═══ Data excerpts

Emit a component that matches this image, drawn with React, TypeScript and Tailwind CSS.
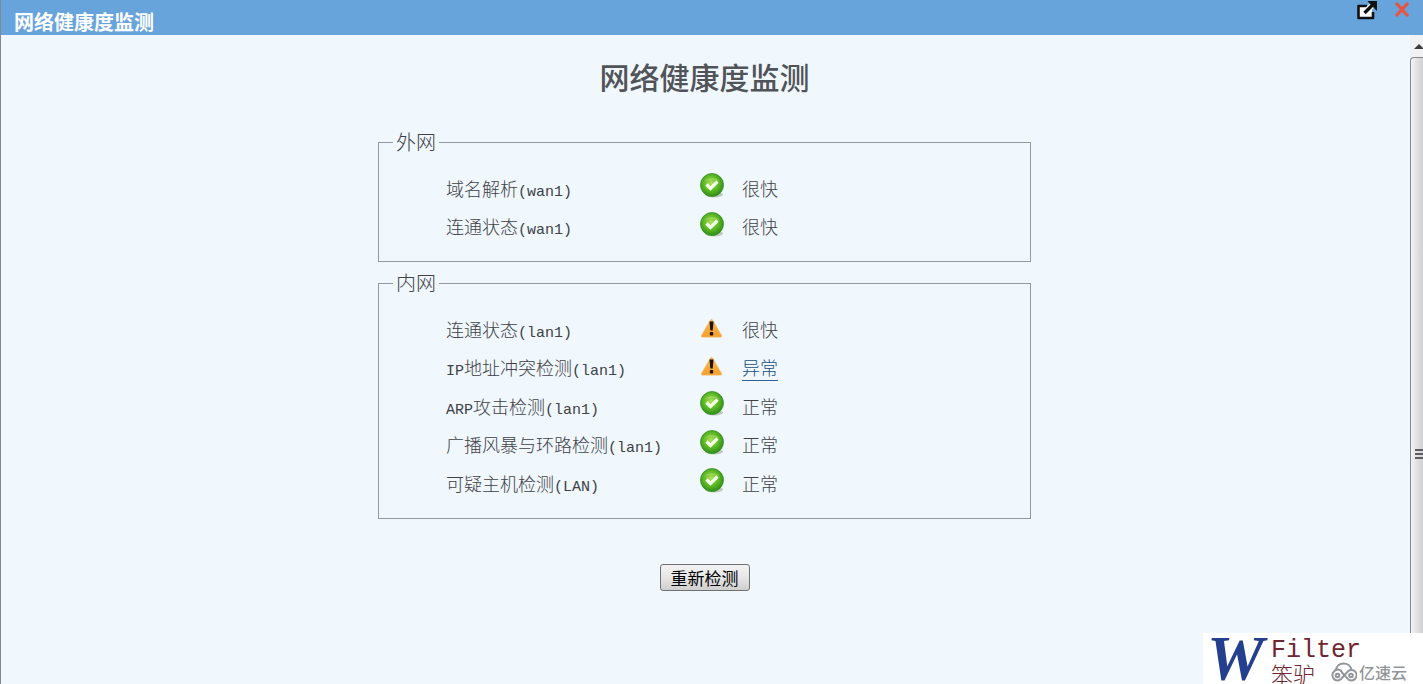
import type { ReactNode } from 'react'

type Check = {
  name: string
  iface: string
  prefix?: string
  state: 'ok' | 'warn'
  result: string
  link?: boolean
}

const wanChecks: Check[] = [
  { name: '域名解析', iface: '(wan1)', state: 'ok', result: '很快' },
  { name: '连通状态', iface: '(wan1)', state: 'ok', result: '很快' },
]

const lanChecks: Check[] = [
  { name: '连通状态', iface: '(lan1)', state: 'warn', result: '很快' },
  { prefix: 'IP', name: '地址冲突检测', iface: '(lan1)', state: 'warn', result: '异常', link: true },
  { prefix: 'ARP', name: '攻击检测', iface: '(lan1)', state: 'ok', result: '正常' },
  { name: '广播风暴与环路检测', iface: '(lan1)', state: 'ok', result: '正常' },
  { name: '可疑主机检测', iface: '(LAN)', state: 'ok', result: '正常' },
]

function OkIcon() {
  return (
    <svg width="26" height="26" viewBox="0 0 26 26" aria-hidden="true">
      <defs>
        <radialGradient id="okFill" cx="0.46" cy="0.42" r="0.6">
          <stop offset="0" stopColor="#b4e05a" />
          <stop offset="0.5" stopColor="#62bd28" />
          <stop offset="1" stopColor="#2b8a16" />
        </radialGradient>
      </defs>
      <ellipse cx="15" cy="21.5" rx="9" ry="3" fill="#9aa89a" opacity="0.6" />
      <circle cx="13" cy="12" r="11.500" fill="url(#okFill)" stroke="#3a9322" strokeWidth="0.8" />
      <path d="M4.500 9a10 8 0 0 1 17 0c-4-3-13-3-17 0z" fill="#c8ef9a" opacity="0.35" />
      <path d="M7.500 11.500l4 4L18.500 8.500" fill="none" stroke="#f4ffe9" strokeWidth="3.200" />
    </svg>
  )
}

function WarnIcon() {
  return (
    <svg width="24" height="22" viewBox="0 0 24 22" aria-hidden="true">
      <defs>
        <linearGradient id="warnFill" x1="0" y1="0" x2="0" y2="1">
          <stop offset="0" stopColor="#f9b64d" />
          <stop offset="1" stopColor="#f5a02c" />
        </linearGradient>
      </defs>
      <path d="M11.500 2q1-1.500 2 0l9 15.500q.6 1.600-1 1.600H3.500q-1.600 0-1-1.600z" fill="url(#warnFill)" stroke="#f3b765" strokeWidth="0.8" />
      <path d="M10.500 3.500h4l-.8 9h-2.400z" fill="#1d1206" />
      <rect x="10.800" y="14" width="3.400" height="3.400" rx="1" fill="#1d1206" />
    </svg>
  )
}

function Latin({ children }: { children: ReactNode }) {
  return <span className="font-['Liberation_Mono',monospace] text-[15px] leading-none">{children}</span>
}

function CheckGroup({ title, checks }: { title: string; checks: Check[] }) {
  return (
    <fieldset className="w-full max-w-[653px] border border-[#949a9e] px-[14px] pt-[12px] pb-[16px]">
      <legend className="px-[3px] text-[20px] leading-[28px]">{title}</legend>
      <table className="ml-[53px] text-[18px] leading-[26px]">
        <tbody>
          {checks.map((check) => (
            <tr key={check.name} className="odd:h-[39px] even:h-[38px]">
              <th scope="row" className="w-[253px] p-0 text-left font-light whitespace-nowrap">
                {check.prefix && <Latin>{check.prefix}</Latin>}
                {check.name}
                <Latin>{check.iface}</Latin>
              </th>
              <td className="w-[43px] p-0">
                {check.state === 'ok' ? (
                  <div className="pb-[3px]"><OkIcon /></div>
                ) : (
                  <WarnIcon />
                )}
              </td>
              <td className="p-0">
                {check.link ? (
                  <a href="#conflict" className="border-b border-[#2d6495] text-[#174f85]">{check.result}</a>
                ) : (
                  check.result
                )}
              </td>
            </tr>
          ))}
        </tbody>
      </table>
    </fieldset>
  )
}

function ScrollBar() {
  return (
    <div className="flex w-[13px] shrink-0 flex-col overflow-hidden bg-[#f0f1f3]">
      <div className="flex h-[22px] shrink-0 items-center justify-end">
        <svg width="9" height="5" viewBox="0 0 9 5" aria-hidden="true">
          <path d="M0 5l5-5 4 4v1z" fill="#3c3c3c" />
        </svg>
      </div>
      <div className="flex h-[792px] shrink-0 items-center justify-end rounded-tl-sm border-t border-l border-[#85888c] bg-linear-to-r from-[#f4f4f4] to-[#cfd0d2]">
        <div className="flex w-[8px] flex-col gap-[2px]">
          <div className="h-[2px] bg-[#5c5e62]" />
          <div className="h-[2px] bg-[#5c5e62]" />
          <div className="h-[2px] bg-[#5c5e62]" />
        </div>
      </div>
    </div>
  )
}

function Brand() {
  return (
    <div className="absolute right-0 bottom-0 flex h-[51px] w-[220px] bg-white pl-[4px]">
      <span className="w-[64px] shrink-0 font-['Liberation_Serif',serif] text-[64px] leading-[51px] font-bold text-[#243f8e] italic">W</span>
      <div className="flex flex-col pt-[5px] text-[#6f2630]">
        <span className="font-['Liberation_Mono',monospace] text-[25px] leading-[26px]">Filter</span>
        <span className="text-[22px] leading-[18px] font-light">笨驴</span>
      </div>
      <div className="absolute right-[16px] bottom-0 flex h-[24px] items-center gap-[2px] bg-white text-[#929599]">
        <svg width="26" height="20" viewBox="0 0 26 20" fill="none" stroke="currentColor" strokeWidth="2" aria-hidden="true">
          <path d="M5 9C5 4 8.500 1.500 12.500 1.500S20 4 20.500 8" />
          <path d="M20.500 8a5.200 5.200 0 1 1-4.500 8L11 10.500a4.500 4.500 0 0 0-8-1A5 5 0 1 0 10 17l6-6.500a5 5 0 0 1 4.500-2.500" />
          <circle cx="6.500" cy="13.500" r="1.800" />
          <circle cx="20" cy="13.500" r="1.800" />
        </svg>
        <span className="text-[16px] leading-[20px] font-medium">亿速云</span>
      </div>
    </div>
  )
}

export default function App() {
  return (
    <div className="relative flex h-screen flex-col overflow-hidden border-l border-[#7d8a96] bg-[#f0f7fd] font-['Noto_Sans_CJK_SC',sans-serif] font-light text-[#3e4246]">
      <header className="flex h-[35px] shrink-0 items-center justify-between bg-[#68a4dc] pr-[13px] pl-[13px] text-white">
        <span className="pt-[8px] text-[20px] leading-[28px] font-bold">网络健康度监测</span>
        <div className="flex items-center gap-[15px] pb-[16px]">
          <button type="button" aria-label="新窗口打开">
            <svg width="24" height="20" viewBox="0 0 24 20" aria-hidden="true">
              <path d="M4 6.500h8l5 4v7H4z" fill="#fff" />
              <path d="M12 6H3.500v12H18v-6" fill="none" stroke="#111" strokeWidth="2.600" strokeLinejoin="round" />
              <path d="M9 13.500L17 5.500" stroke="#fff" strokeWidth="6" />
              <path d="M9.500 13L18 4.500" stroke="#111" strokeWidth="3.400" />
              <path d="M12.500 1H22v10l-3-3-4-4z" fill="#111" />
            </svg>
          </button>
          <button type="button" aria-label="关闭">
            <svg width="16" height="16" viewBox="0 0 16 16" aria-hidden="true">
              <path d="M2 1l12 13M14 1L2 14" stroke="#e9533f" strokeWidth="3.200" />
            </svg>
          </button>
        </div>
      </header>

      <div className="flex min-h-0 flex-1">
        <main className="flex min-w-0 flex-1 flex-col items-center pt-[21px] pr-[2px]">
          <h1 className="mb-[32px] text-[30px] leading-[40px] font-medium text-[#505458]">网络健康度监测</h1>
          <div className="flex w-full flex-col items-center gap-[7px]">
            <CheckGroup title="外网" checks={wanChecks} />
            <CheckGroup title="内网" checks={lanChecks} />
          </div>
          <button
            type="button"
            className="mt-[45px] h-[27px] w-[90px] rounded-[3px] border border-[#707070] bg-linear-to-b from-[#f3f3f3] via-[#e6e6e6] to-[#cfcfcf] text-[17px] leading-[24px] font-normal text-black"
          >
            重新检测
          </button>
        </main>
        <ScrollBar />
      </div>

      <Brand />
    </div>
  )
}
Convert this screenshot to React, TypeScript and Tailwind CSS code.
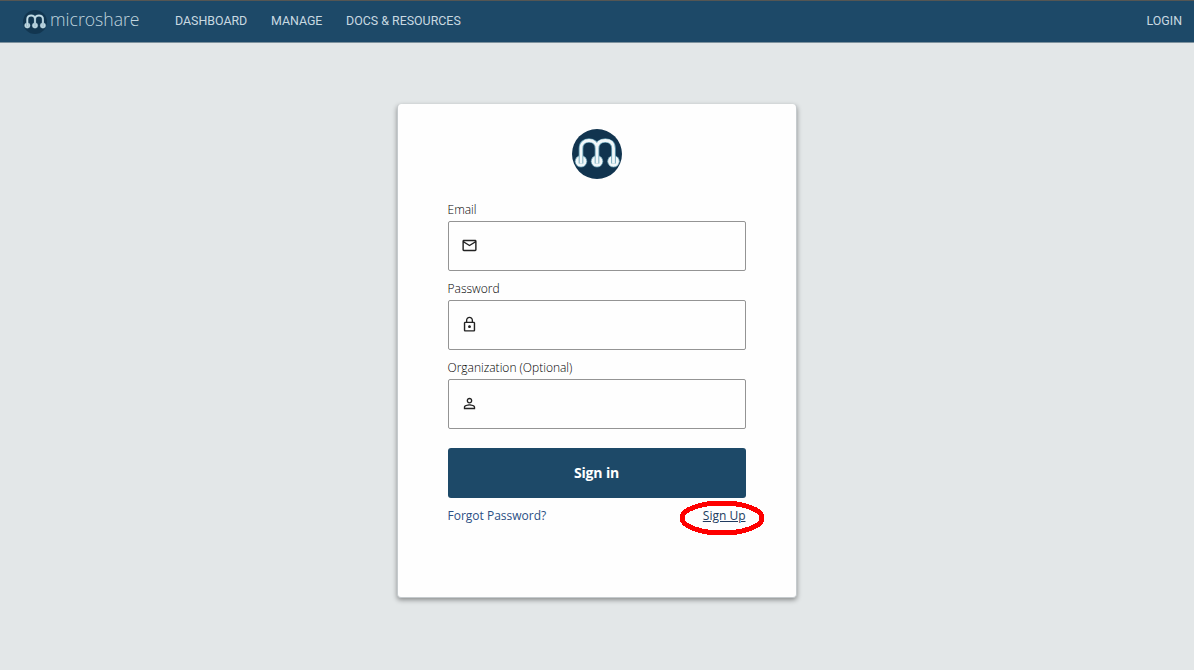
import type { ReactNode } from 'react';
import { MdLockOutline, MdMailOutline, MdPersonOutline } from 'react-icons/md';

function Logo({ className, disc, line, edge }: { className: string; disc: string; line: string; edge: string }) {
  const m = 'M9 34.5V19.5C9 14 12.5 11.5 17 11.5S25 14 25 19.5V34.5M25 19.5C25 14 28.5 11.5 33.3 11.5S41.5 14 41.5 19.5V34.5';
  return (
    <svg viewBox="0 0 50 50" className={className} fill="none" aria-hidden="true">
      <circle cx="25" cy="25" r="25" fill={disc} />
      <g fill={line} stroke={edge} strokeWidth="0.7">
        <circle cx="9" cy="32.3" r="5.8" />
        <circle cx="25" cy="32.3" r="5.8" />
        <circle cx="41.5" cy="32.3" r="5.8" />
      </g>
      <path d={m} stroke={edge} strokeWidth="4.6" />
      <path d={m} stroke={line} strokeWidth="2.8" />
    </svg>
  );
}

function Field({ label, type, icon }: { label: string; type: string; icon: ReactNode }) {
  return (
    <label className="block h-[79px]">
      <span className="-ml-[0.5px] block h-[21px] pt-px text-[12px] leading-[18px] font-light text-black">{label}</span>
      <span className="flex h-[50px] items-center rounded-[2px] border border-[#949494] pb-[2px] pl-[12px] text-[17px] text-[#222]">
        {icon}
        <input type={type} className="ml-3 min-w-0 flex-1 outline-none" />
      </span>
    </label>
  );
}

export default function App() {
  return (
    <div className="flex h-[670px] flex-col bg-[#e3e7e8] font-['Open_Sans',sans-serif]">
      <header className="flex h-[43px] shrink-0 items-center border-t border-b border-t-[#555653] border-b-[#7e929e] bg-[#1d4968] pr-3 pl-[23px] font-[Roboto,sans-serif] text-[12.4px] text-[#c9d9e1]">
        <Logo className="size-6" disc="#123650" line="#c4dbe4" edge="#7fa6b8" />
        <svg className="ml-[3px] h-8 w-[91px]" viewBox="0 0 91 32">
          <text
            x="0"
            y="20"
            textLength="89.5"
            lengthAdjust="spacingAndGlyphs"
            className="fill-[#c0d5df] font-['Open_Sans',sans-serif] text-[18px] font-light"
          >
            microshare
          </text>
        </svg>
        <nav className="ml-[34px] flex gap-[23.7px] pb-px">
          <a href="#dashboard">DASHBOARD</a>
          <a href="#manage">MANAGE</a>
          <a href="#docs">DOCS &amp; RESOURCES</a>
        </nav>
        <a href="#login" className="ml-auto pb-px">LOGIN</a>
      </header>
      <main className="flex justify-center pt-[61px]">
        <section className="h-[494px] w-[400px] rounded-[4px] border-x border-b border-[#c5cacd] bg-[#fefefe] px-[50px] pt-[25px] shadow-[0_2px_5px_rgba(0,0,0,0.4)]">
          <Logo className="mx-auto size-[50px]" disc="#11344f" line="#f1f8fa" edge="#6ba3b8" />
          <form className="mt-[21px]">
            <Field label="Email" type="email" icon={<MdMailOutline />} />
            <Field label="Password" type="password" icon={<MdLockOutline />} />
            <Field label="Organization (Optional)" type="text" icon={<MdPersonOutline />} />
            <button type="button" className="mt-[11px] block h-[50px] w-full rounded-[3px] bg-[#1d4968] pr-px pb-[2px] text-[14px] font-bold tracking-[-0.15px] text-white">
              Sign in
            </button>
            <div className="mt-[9px] flex justify-between text-[12px] leading-[18px] text-[#2b4f84]">
              <a href="#forgot" className="-ml-[0.5px]">Forgot Password?</a>
              <span className="relative">
                <a href="#signup" className="mr-[0.5px] text-[#203b60] underline">Sign Up</a>
                <svg className="pointer-events-none absolute -top-[7px] -right-[19px] h-[36px] w-[86px]" viewBox="0 0 86 36" fill="none" shapeRendering="crispEdges">
                  <ellipse cx="43" cy="18" rx="40" ry="15" stroke="#fe0000" strokeWidth="5" />
                </svg>
              </span>
            </div>
          </form>
        </section>
      </main>
    </div>
  );
}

══════

Exercise aim
Take each line containing the string "TypeScript" and copy it out.

Written response
Emit a component that matches this image, drawn with React, TypeScript and Tailwind CSS.
Convert this screenshot to React, TypeScript and Tailwind CSS code.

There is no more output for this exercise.